4. Make sure physical accommodations are in place and accessible
This is a great example of when to be proactive rather than reactive. When leaders are proactive about supporting employees with disabilities, it can remove the burden of needing to ask. Information such as the location of accessible bathrooms should be easily available to everyone in an organization. Digital resources, like login information for a company’s mental health app subscription, should also be readily available.
Presenting this information in a centralized way, like in an employee onboarding packet or a dedicated section of your company’s intranet can improve access and use.
5. Consider your company’s products and services
If applicable, reflect on the products, goods, and services your company creates and how it can better serve and support people with disabilities. Not only is it the right thing to do, but being inclusive is a great way to attract talent, build an authentic brand, and have a more resilient business.
Not to mention, having more diverse employees at a company also leads to more diversity of thought. The lived experience of people with disabilities can lead to otherwise overlooked business breakthroughs For example, Microsoft created a captioning feature on its products because their own employees demanded it, and it has exploded in popularity on its Teams app since the start of the pandemic.

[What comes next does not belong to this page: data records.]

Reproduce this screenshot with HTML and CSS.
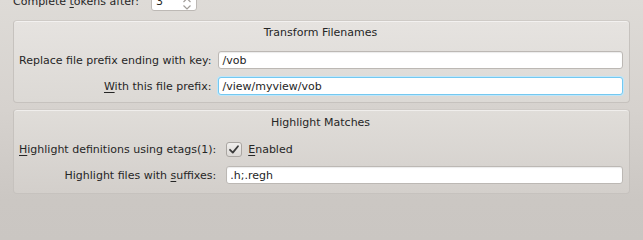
FILE: index.html
```html
<!DOCTYPE html>
<html>
<head>
<meta charset="utf-8">
<link rel="stylesheet" href="styles.css">
</head>
<body>
<div class="page">
  <div class="top-row">
    <span class="label">Complete <u>t</u>okens after:</span>
    <div class="spin">
      <span class="spin-value">3</span>
      <svg class="spin-arrows" width="10" height="17" viewBox="0 0 10 17">
        <path d="M1.5 9 L5 5.5 L8.5 9" fill="none" stroke="#a19d99" stroke-width="1.2"/>
        <path d="M1.5 12.5 L5 16 L8.5 12.5" fill="none" stroke="#a19d99" stroke-width="1.2"/>
      </svg>
    </div>
  </div>

  <section class="group">
    <div class="group-title">Transform Filenames</div>
    <div class="form">
      <label class="flabel">Replace file prefix ending with key:</label>
      <div class="input">/vob</div>
      <label class="flabel"><u>W</u>ith this file prefix:</label>
      <div class="input focused">/view/myview/vob</div>
    </div>
  </section>

  <section class="group second">
    <div class="group-title">Highlight Matches</div>
    <div class="form">
      <label class="flabel"><u>H</u>ighlight definitions using etags(1):</label>
      <div class="check-row">
        <span class="checkbox">
          <svg width="12" height="11" viewBox="0 0 12 11">
            <path d="M2 5.8 L4.8 8.6 L10 2.2" fill="none" stroke="#3b3b3b" stroke-width="1.8" stroke-linecap="round" stroke-linejoin="round"/>
          </svg>
        </span>
        <span class="check-label"><u>E</u>nabled</span>
      </div>
      <label class="flabel">Highlight files with <u>s</u>uffixes:</label>
      <div class="input">.h;.regh</div>
    </div>
  </section>
</div>
</body>
</html>
```

FILE: styles.css
```css
html, body {
  margin: 0;
  padding: 0;
}

body {
  width: 643px;
  height: 240px;
  overflow: hidden;
  font-family: "DejaVu Sans", sans-serif;
  font-size: 11px;
  line-height: 13px;
  color: #262626;
  background: linear-gradient(#dedbd7 0px, #d6d2ce 110px, #cbc7c3 200px, #cac6c2 240px);
}

u {
  text-decoration: underline;
  text-underline-offset: 2px;
}

.page {
  padding: 0 13px;
}

.top-row {
  display: flex;
  align-items: center;
  margin-top: -9px;
  height: 20px;
}

.top-row .label {
  width: 138px;
}

.spin {
  width: 46px;
  height: 19px;
  box-sizing: border-box;
  border: 1px solid #bdb9b5;
  border-radius: 3px;
  background: #fff;
  display: flex;
  align-items: center;
  justify-content: space-between;
  padding: 0 4px 0 4px;
}

.spin-arrows {
  display: block;
}

.group {
  margin-top: 9px;
  border: 1px solid #c6c2be;
  border-top-color: #cfcbc7;
  border-radius: 4px;
  background: linear-gradient(#e6e3e0, #dcd9d5);
  padding: 5px 6px 7px 4px;
  box-shadow: inset 0 1px 0 rgba(255,255,255,0.5);
}

.group.second {
  margin-top: 6px;
  padding-top: 6px;
  padding-bottom: 9px;
  background: linear-gradient(#e0ddd9, #d3cfcb);
}

.group-title {
  text-align: center;
  margin-bottom: 12px;
}

.form {
  display: grid;
  grid-template-columns: max-content 1fr;
  column-gap: 7px;
  row-gap: 8px;
  align-items: center;
}

.second .form {
  column-gap: 10px;
}

.flabel {
  justify-self: end;
  padding-left: 1px;
}

.input {
  height: 18px;
  box-sizing: border-box;
  background: #fff;
  border: 1px solid #bcb8b4;
  border-radius: 3px;
  box-shadow: inset 0 1px 1px rgba(0,0,0,0.08);
  padding: 1px 3px 0 3px;
  line-height: 15px;
  color: #1e1e1e;
}

.input.focused {
  border-color: #74c8f0;
  box-shadow: 0 0 0 1px #bfe6f9;
}

.check-row {
  display: flex;
  align-items: center;
  height: 17px;
}

.checkbox {
  width: 16px;
  height: 15px;
  box-sizing: border-box;
  border: 1px solid #aaa6a2;
  border-radius: 3px;
  background: linear-gradient(#f1efed, #dcd9d6);
  display: flex;
  align-items: center;
  justify-content: center;
}

.check-label {
  margin-left: 6px;
}
```
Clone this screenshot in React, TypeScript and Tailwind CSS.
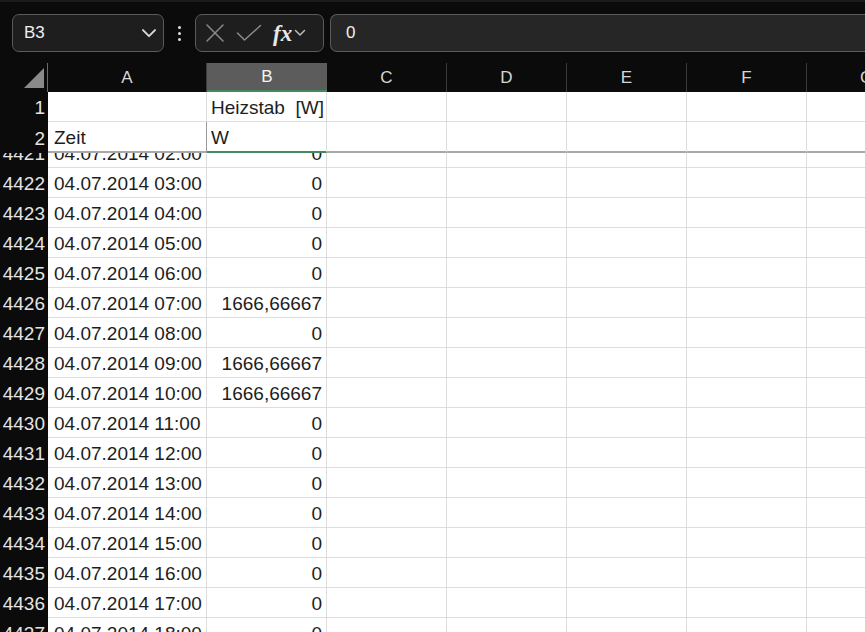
import React from 'react';

const COLS = ['A', 'B', 'C', 'D', 'E', 'F', 'G'];
const WIDTHS = ['w-[159px]', 'w-[120px]', 'w-[120px]', 'w-[120px]', 'w-[120px]', 'w-[120px]', 'w-[120px]'];

const FONT = { fontFamily: '"Liberation Sans", Arial, sans-serif' };

const rows: { n: number; time: string; val: string }[] = [
    { n: 4421, time: '04.07.2014 02:00', val: '0' },
    { n: 4422, time: '04.07.2014 03:00', val: '0' },
    { n: 4423, time: '04.07.2014 04:00', val: '0' },
    { n: 4424, time: '04.07.2014 05:00', val: '0' },
    { n: 4425, time: '04.07.2014 06:00', val: '0' },
    { n: 4426, time: '04.07.2014 07:00', val: '1666,66667' },
    { n: 4427, time: '04.07.2014 08:00', val: '0' },
    { n: 4428, time: '04.07.2014 09:00', val: '1666,66667' },
    { n: 4429, time: '04.07.2014 10:00', val: '1666,66667' },
    { n: 4430, time: '04.07.2014 11:00', val: '0' },
    { n: 4431, time: '04.07.2014 12:00', val: '0' },
    { n: 4432, time: '04.07.2014 13:00', val: '0' },
    { n: 4433, time: '04.07.2014 14:00', val: '0' },
    { n: 4434, time: '04.07.2014 15:00', val: '0' },
    { n: 4435, time: '04.07.2014 16:00', val: '0' },
    { n: 4436, time: '04.07.2014 17:00', val: '0' },
    { n: 4437, time: '04.07.2014 18:00', val: '0' },
];

const Chevron = ({ className }: { className?: string }) => (
    <svg viewBox="0 0 12 8" className={className} fill="none" stroke="currentColor" strokeWidth="1.5" strokeLinecap="round" strokeLinejoin="round">
        <polyline points="1.5 1.5 6 6 10.5 1.5" />
    </svg>
);

const RowHeader = ({ label }: { label: string | number }) => (
    <div className="w-[48px] shrink-0 h-full bg-[#0b0b0b] text-[#e4e4e4] text-[19px] text-right pr-[3px] flex items-center justify-end pt-[3px]">
        {label}
    </div>
);

interface CellsProps {
    a?: string;
    b?: string;
    bRight?: boolean;
    bottom?: string;
    bBottom?: string;
}

const Cells = ({ a, b, bRight, bottom = 'border-b border-[#dedede]', bBottom }: CellsProps) => (
    <>
        <div className={`${WIDTHS[0]} shrink-0 h-full bg-white border-r border-[#9a9a9a] ${bottom} flex items-center pt-[3px] pl-[6px] text-[19px] text-[#1e1e1e] whitespace-nowrap overflow-hidden`}>
            {a}
        </div>
        <div className={`${WIDTHS[1]} shrink-0 h-full bg-white border-r border-[#dedede] ${bBottom ?? bottom} flex items-center pt-[3px] text-[19px] text-[#1e1e1e] whitespace-pre overflow-hidden ${bRight ? 'justify-end pr-[4px]' : 'pl-[4px]'}`}>
            {b}
        </div>
        {WIDTHS.slice(2).map((w, i) => (
            <div key={i} className={`${w} shrink-0 h-full bg-white border-r border-[#dedede] ${bottom}`} />
        ))}
    </>
);

export default function App() {
    return (
        <div className="w-[865px] h-[632px] overflow-hidden bg-[#0b0b0b] flex flex-col" style={FONT}>
            {/* top strip */}
            <div className="h-[13px] shrink-0 bg-[#0b0b0b] border-t-[2px] border-[#1c1c1c]" />

            {/* formula bar */}
            <div className="h-[40px] shrink-0 flex items-center pl-[12px]">
                <div className="w-[152px] h-[38px] rounded-[7px] border border-[#5a5a5a] bg-[#1e1e1e] flex items-center justify-between pl-[11px] pr-[6px]">
                    <span className="text-[17px] text-[#f0f0f0]">B3</span>
                    <Chevron className="w-[16px] h-[11px] text-[#d8d8d8]" />
                </div>
                <div className="w-[31px] flex flex-col items-center gap-[3px]">
                    <span className="w-[3px] h-[3px] rounded-full bg-[#e0e0e0]" />
                    <span className="w-[3px] h-[3px] rounded-full bg-[#e0e0e0]" />
                    <span className="w-[3px] h-[3px] rounded-full bg-[#e0e0e0]" />
                </div>
                <div className="w-[129px] h-[38px] rounded-[7px] border border-[#5a5a5a] bg-[#1e1e1e] flex items-center pl-[9px] pr-[4px] gap-[11px]">
                    <svg viewBox="0 0 20 20" className="w-[20px] h-[20px] text-[#8a8a8a]" fill="none" stroke="currentColor" strokeWidth="1.5" strokeLinecap="round">
                        <line x1="2" y1="2" x2="18" y2="18" />
                        <line x1="18" y1="2" x2="2" y2="18" />
                    </svg>
                    <svg viewBox="0 0 26 18" className="w-[26px] h-[18px] text-[#8a8a8a]" fill="none" stroke="currentColor" strokeWidth="1.5" strokeLinecap="round" strokeLinejoin="round">
                        <polyline points="1.5 9 8.5 16 24.5 1.5" />
                    </svg>
                    <div className="flex items-center gap-[2px]">
                        <span className="text-[23px] italic font-bold text-[#e8e8e8] leading-none" style={{ fontFamily: '"Liberation Serif", "Times New Roman", serif' }}>fx</span>
                        <Chevron className="w-[12px] h-[8px] text-[#bcbcbc]" />
                    </div>
                </div>
                <div className="ml-[6px] flex-1 h-[38px] rounded-l-[7px] border border-r-0 border-[#5a5a5a] bg-[#262626] flex items-center pl-[15px]">
                    <span className="text-[17px] text-[#f0f0f0]">0</span>
                </div>
            </div>

            <div className="h-[10px] shrink-0" />

            {/* column headers */}
            <div className="h-[29px] shrink-0 flex">
                <div className="w-[48px] shrink-0 h-full border-r border-[#6a6a6a] flex items-end justify-end pr-[3px] pb-[4px]">
                    <svg viewBox="0 0 20 20" className="w-[20px] h-[20px]">
                        <polygon points="20 0 20 20 0 20" fill="#8a8a8a" />
                    </svg>
                </div>
                {COLS.map((c, i) => (
                    <div
                        key={c}
                        className={`${WIDTHS[i]} shrink-0 h-full flex items-center justify-center text-[17px] ${
                            c === 'B'
                                ? 'bg-[#5c5c5c] text-[#f4f4f4] border-b-[2px] border-[#3f8a5f]'
                                : 'bg-[#0b0b0b] text-[#d6d6d6] border-r border-[#3a3a3a]'
                        }`}
                    >
                        {c}
                    </div>
                ))}
            </div>

            {/* frozen rows */}
            <div className="h-[30px] shrink-0 flex">
                <RowHeader label={1} />
                <Cells b="Heizstab  [W]" />
            </div>
            <div className="h-[31px] shrink-0 flex">
                <RowHeader label={2} />
                <Cells a="Zeit" b="W" bottom="border-b-[2px] border-b-[#a8a8a8]" bBottom="border-b-[2px] border-b-[#3f8a5f]" />
            </div>

            {/* scrolled rows */}
            <div className="flex-1 overflow-hidden">
                <div className="-mt-[15px]">
                    {rows.map(r => (
                        <div key={r.n} className="h-[30px] flex">
                            <RowHeader label={r.n} />
                            <Cells a={r.time} b={r.val} bRight />
                        </div>
                    ))}
                </div>
            </div>
        </div>
    );
}
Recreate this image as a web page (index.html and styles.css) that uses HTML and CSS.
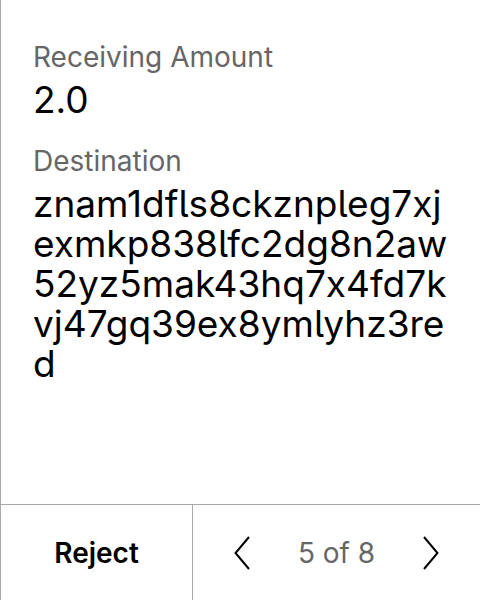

Leading With Empathy as We Face New Challenges
In the past few years, we’ve seen enormous strides in how business leaders are prioritizing DEI initiatives. As of July 2022, every single Fortune 100 company has DEI initiatives outlined on their respective websites.
Yet many companies face increasingly worrisome talent shortages, exacerbated by the pandemic and the still-unknown long-term effects of COVID and long COVID. Corporate and DEI leaders simply cannot afford to continue ignoring people with disabilities, both for moral and economic reasons.
Most importantly, we can all heed the “nothing about us without us” call to lead with empathy and action.